[Interface markup and scripts]
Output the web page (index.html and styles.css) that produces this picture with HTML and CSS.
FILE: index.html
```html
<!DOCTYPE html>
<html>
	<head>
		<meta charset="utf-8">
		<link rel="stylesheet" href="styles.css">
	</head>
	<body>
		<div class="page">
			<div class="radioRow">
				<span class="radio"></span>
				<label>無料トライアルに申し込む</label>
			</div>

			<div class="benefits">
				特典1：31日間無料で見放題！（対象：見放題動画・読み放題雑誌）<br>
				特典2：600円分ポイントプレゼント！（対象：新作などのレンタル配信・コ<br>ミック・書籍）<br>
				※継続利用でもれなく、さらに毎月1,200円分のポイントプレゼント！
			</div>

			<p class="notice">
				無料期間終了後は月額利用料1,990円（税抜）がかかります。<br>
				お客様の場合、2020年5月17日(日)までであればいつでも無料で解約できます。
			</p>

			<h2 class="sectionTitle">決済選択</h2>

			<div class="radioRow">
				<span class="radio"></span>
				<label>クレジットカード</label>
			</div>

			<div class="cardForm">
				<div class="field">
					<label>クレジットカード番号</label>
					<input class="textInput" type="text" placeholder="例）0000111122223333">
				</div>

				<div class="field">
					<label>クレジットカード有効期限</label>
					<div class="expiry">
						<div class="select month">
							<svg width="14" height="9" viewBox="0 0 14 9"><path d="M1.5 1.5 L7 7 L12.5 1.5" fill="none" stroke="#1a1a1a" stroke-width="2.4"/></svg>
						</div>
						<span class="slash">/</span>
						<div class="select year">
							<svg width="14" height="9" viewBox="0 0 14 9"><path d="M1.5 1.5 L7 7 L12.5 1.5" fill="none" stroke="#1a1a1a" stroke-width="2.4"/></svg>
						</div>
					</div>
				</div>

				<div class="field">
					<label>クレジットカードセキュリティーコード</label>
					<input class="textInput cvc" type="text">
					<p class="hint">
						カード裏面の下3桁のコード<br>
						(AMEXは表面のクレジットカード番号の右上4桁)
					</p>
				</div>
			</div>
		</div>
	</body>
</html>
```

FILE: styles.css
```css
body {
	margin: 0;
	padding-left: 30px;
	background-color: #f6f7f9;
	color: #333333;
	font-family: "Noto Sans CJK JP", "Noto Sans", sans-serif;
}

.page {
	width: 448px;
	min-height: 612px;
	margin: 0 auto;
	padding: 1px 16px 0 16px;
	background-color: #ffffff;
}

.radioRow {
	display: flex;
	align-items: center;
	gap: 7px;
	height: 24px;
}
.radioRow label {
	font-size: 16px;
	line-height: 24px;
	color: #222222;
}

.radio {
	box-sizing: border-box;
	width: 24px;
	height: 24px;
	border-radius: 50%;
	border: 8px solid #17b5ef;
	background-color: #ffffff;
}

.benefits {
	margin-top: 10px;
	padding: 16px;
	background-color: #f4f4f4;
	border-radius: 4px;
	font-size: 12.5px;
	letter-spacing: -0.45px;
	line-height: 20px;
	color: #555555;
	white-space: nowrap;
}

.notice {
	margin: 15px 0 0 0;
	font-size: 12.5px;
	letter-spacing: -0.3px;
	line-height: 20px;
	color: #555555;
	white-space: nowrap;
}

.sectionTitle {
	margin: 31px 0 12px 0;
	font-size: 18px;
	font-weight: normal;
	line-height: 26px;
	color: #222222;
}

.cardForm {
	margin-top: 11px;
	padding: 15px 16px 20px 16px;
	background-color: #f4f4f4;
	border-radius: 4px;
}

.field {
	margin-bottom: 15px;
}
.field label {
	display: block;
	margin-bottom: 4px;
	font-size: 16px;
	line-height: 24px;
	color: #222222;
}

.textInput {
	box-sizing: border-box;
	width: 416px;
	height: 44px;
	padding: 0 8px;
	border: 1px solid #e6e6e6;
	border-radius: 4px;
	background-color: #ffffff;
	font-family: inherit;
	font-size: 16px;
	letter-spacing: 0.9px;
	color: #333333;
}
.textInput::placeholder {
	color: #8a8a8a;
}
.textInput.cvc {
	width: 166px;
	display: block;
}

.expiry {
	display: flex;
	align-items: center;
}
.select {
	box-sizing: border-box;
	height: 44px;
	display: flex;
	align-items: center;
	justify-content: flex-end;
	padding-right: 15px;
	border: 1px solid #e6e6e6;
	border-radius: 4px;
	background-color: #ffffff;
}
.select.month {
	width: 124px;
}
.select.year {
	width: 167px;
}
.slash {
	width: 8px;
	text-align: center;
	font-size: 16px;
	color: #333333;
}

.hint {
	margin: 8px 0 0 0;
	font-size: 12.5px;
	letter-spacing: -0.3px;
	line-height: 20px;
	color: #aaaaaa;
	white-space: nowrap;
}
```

==

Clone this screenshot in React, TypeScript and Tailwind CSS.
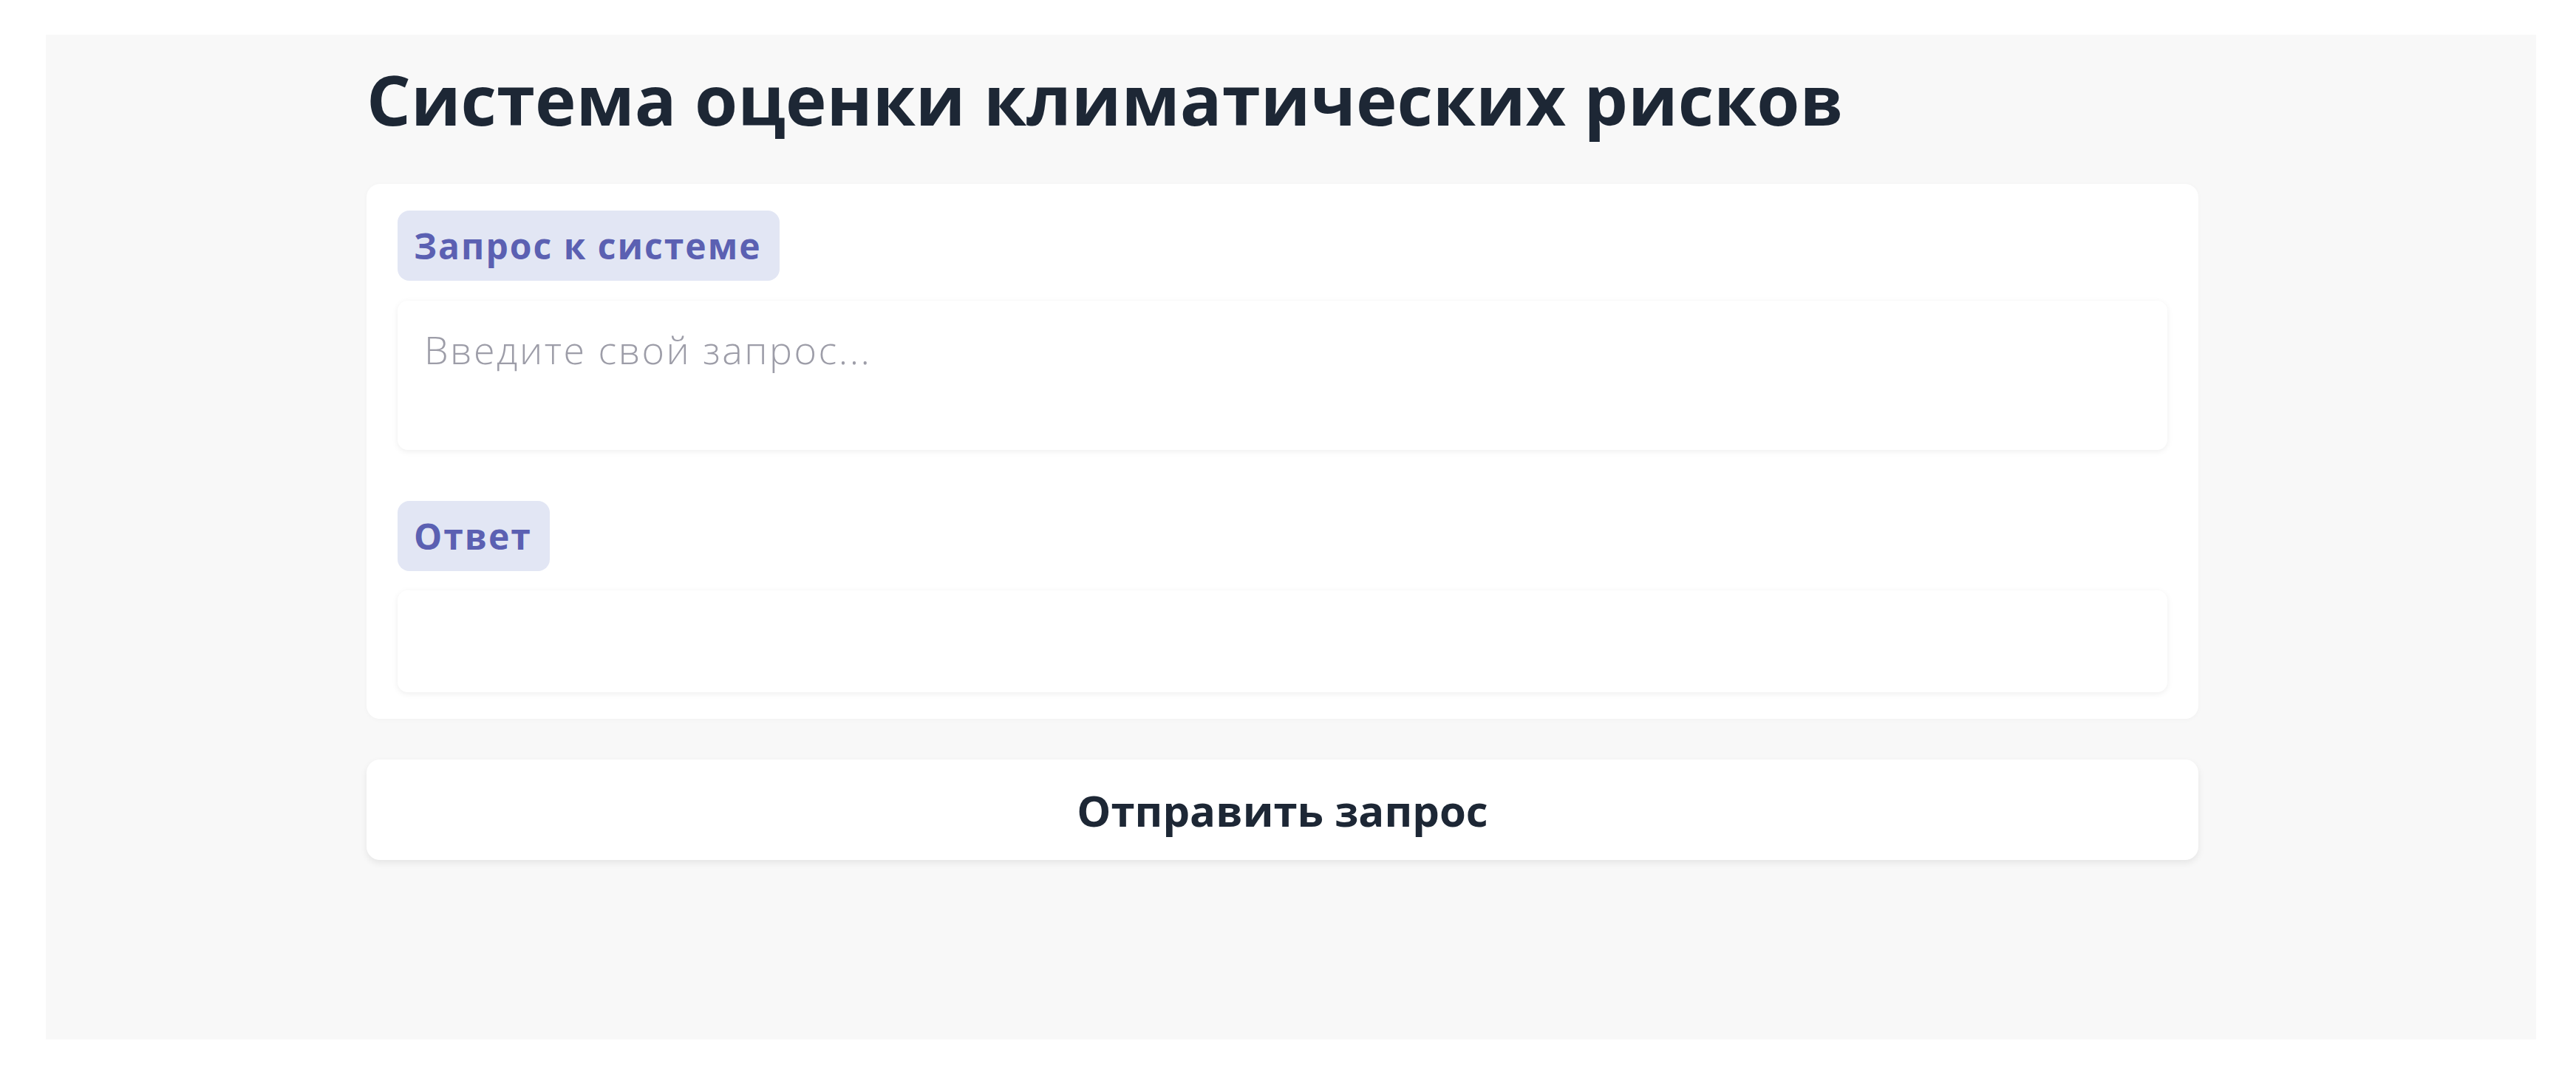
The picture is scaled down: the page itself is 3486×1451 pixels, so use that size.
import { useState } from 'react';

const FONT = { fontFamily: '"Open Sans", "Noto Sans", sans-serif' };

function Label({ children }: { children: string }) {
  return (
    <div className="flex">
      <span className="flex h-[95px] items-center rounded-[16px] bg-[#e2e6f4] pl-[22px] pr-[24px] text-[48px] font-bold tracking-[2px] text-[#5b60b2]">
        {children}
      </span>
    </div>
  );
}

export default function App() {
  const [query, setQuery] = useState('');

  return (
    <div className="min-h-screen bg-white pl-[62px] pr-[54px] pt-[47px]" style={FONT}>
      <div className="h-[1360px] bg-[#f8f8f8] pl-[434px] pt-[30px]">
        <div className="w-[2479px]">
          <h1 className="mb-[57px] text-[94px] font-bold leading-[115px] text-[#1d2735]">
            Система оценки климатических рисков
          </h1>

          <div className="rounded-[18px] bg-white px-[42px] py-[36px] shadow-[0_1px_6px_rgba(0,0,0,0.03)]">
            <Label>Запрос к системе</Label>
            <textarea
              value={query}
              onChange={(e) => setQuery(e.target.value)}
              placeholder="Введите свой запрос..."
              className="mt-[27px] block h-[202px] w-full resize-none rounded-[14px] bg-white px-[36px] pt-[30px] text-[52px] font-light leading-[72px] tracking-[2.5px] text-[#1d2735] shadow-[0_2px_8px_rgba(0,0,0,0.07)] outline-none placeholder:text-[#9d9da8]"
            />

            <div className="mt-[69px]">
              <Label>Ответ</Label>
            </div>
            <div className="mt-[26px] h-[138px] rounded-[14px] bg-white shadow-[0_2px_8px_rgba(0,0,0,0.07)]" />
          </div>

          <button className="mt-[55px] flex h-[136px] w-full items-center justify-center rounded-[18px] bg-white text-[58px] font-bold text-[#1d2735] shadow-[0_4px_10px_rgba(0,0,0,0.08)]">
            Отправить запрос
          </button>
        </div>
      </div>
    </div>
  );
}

**WHAT IS EXPECTED:** Everything from the line with "Clone this screenshot" down to the line with "const [query, setQuery] = useState('');" in the data above should be copied exactly, with both end lines kept and the pictures left out.

**THE RESPONSE:**
Clone this screenshot in React, TypeScript and Tailwind CSS.
The picture is scaled down: the page itself is 3486×1451 pixels, so use that size.
import { useState } from 'react';

const FONT = { fontFamily: '"Open Sans", "Noto Sans", sans-serif' };

function Label({ children }: { children: string }) {
  return (
    <div className="flex">
      <span className="flex h-[95px] items-center rounded-[16px] bg-[#e2e6f4] pl-[22px] pr-[24px] text-[48px] font-bold tracking-[2px] text-[#5b60b2]">
        {children}
      </span>
    </div>
  );
}

export default function App() {
  const [query, setQuery] = useState('');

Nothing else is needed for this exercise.